The Christmas-day attack came as Muslim-majority Bangladesh celebrated the birth anniversaries of Prophets Mohammad and Jesus Christ amid festivity and tight security.

“The explosion killed the suicide bomber and injured 10 others,” a police officer has said.

The attacker had exploded the bomb he had concealed under his garments.

In recent months, homegrown militant group Jamayetul Mujahideen Bangladesh (JMB) and ISIS have claimed responsibility for bomb attacks on a shrine and a mosque of minority Shia Muslims in northern Bangladesh.

Members of other minority groups, including Sufis – who adhere to a mystical form of Islam – have also been attacked and killed in recent months, and two Christian priests have survived attacks claimed by Islamist militants.

Bagmara area is the hometown and stronghold of outlawed JMB kingpin Siddiqul Islam Bangla Bhai, who was executed along with three other top leaders of the Islamist group in 2007.

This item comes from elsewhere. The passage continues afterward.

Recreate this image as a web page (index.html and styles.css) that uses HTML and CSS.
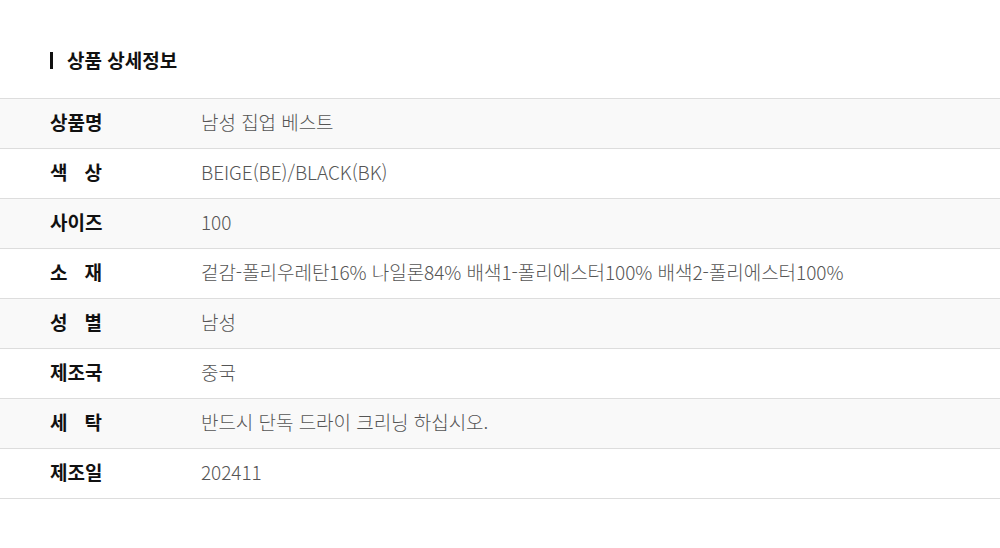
FILE: index.html
```html
<!DOCTYPE html>
<html lang="ko">
<head>
    <meta charset="UTF-8">
    <meta name="viewport" content="width=device-width, initial-scale=1.0">
    <title>상품 상세정보</title>
    <link rel="stylesheet" href="styles.css">
</head>
<body>
    <div class="detail-info">
        <h3 class="tit">상품 상세정보</h3>
        <table class="info-table">
            <tbody>
                <tr><th><span>상품명</span></th><td>남성 집업 베스트</td></tr>
                <tr><th><span>색 상</span></th><td>BEIGE(BE)/BLACK(BK)</td></tr>
                <tr><th><span>사이즈</span></th><td>100</td></tr>
                <tr><th><span>소 재</span></th><td>겉감-폴리우레탄16% 나일론84% 배색1-폴리에스터100% 배색2-폴리에스터100%</td></tr>
                <tr><th><span>성 별</span></th><td>남성</td></tr>
                <tr><th><span>제조국</span></th><td>중국</td></tr>
                <tr><th><span>세 탁</span></th><td>반드시 단독 드라이 크리닝 하십시오.</td></tr>
                <tr><th><span>제조일</span></th><td>202411</td></tr>
            </tbody>
        </table>
    </div>
</body>
</html>
```

FILE: styles.css
```css
*{margin:0;padding:0;box-sizing:border-box;font-family:'Noto Sans CJK KR','Noto Sans',sans-serif;}
body{background:#fff;}
.detail-info{padding-top:46px;}
.tit{display:flex;align-items:center;height:28px;margin:0 0 24px 50px;color:#111;font-size:19px;font-weight:bold;line-height:28px;}
.tit:before{content:'';display:block;width:3px;height:17px;margin-right:14px;background:#111;}
.info-table{width:100%;border-collapse:collapse;border-top:1px solid #ddd;}
.info-table tr{height:50px;border-bottom:1px solid #ddd;}
.info-table tr:nth-child(odd){background:#f9f9f9;}
.info-table th{width:201px;height:49px;padding:0 0 3px 50px;text-align:left;vertical-align:middle;line-height:26px;}
.info-table th span{display:inline-block;width:52px;color:#111;font-size:19px;font-weight:bold;text-align:justify;text-align-last:justify;white-space:nowrap;}
.info-table td{height:49px;padding-bottom:3px;color:#555;font-size:19px;font-weight:300;line-height:26px;letter-spacing:-0.05px;vertical-align:middle;}
```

Bangladesh has seen several violent incidents in recent months, including attacks on foreigners and secular bloggers claimed by the IS, although the government says the attacks have been carried out by local Islamist radical groups.

Last week, six people were injured when two Molotov cocktails exploded at a mosque inside a major naval base in Bangladesh’s port city of Chittagong after Friday prayers.

The attacks have alarmed the international community and raised concerns that religious extremism is growing in the traditionally moderate South Asian nation.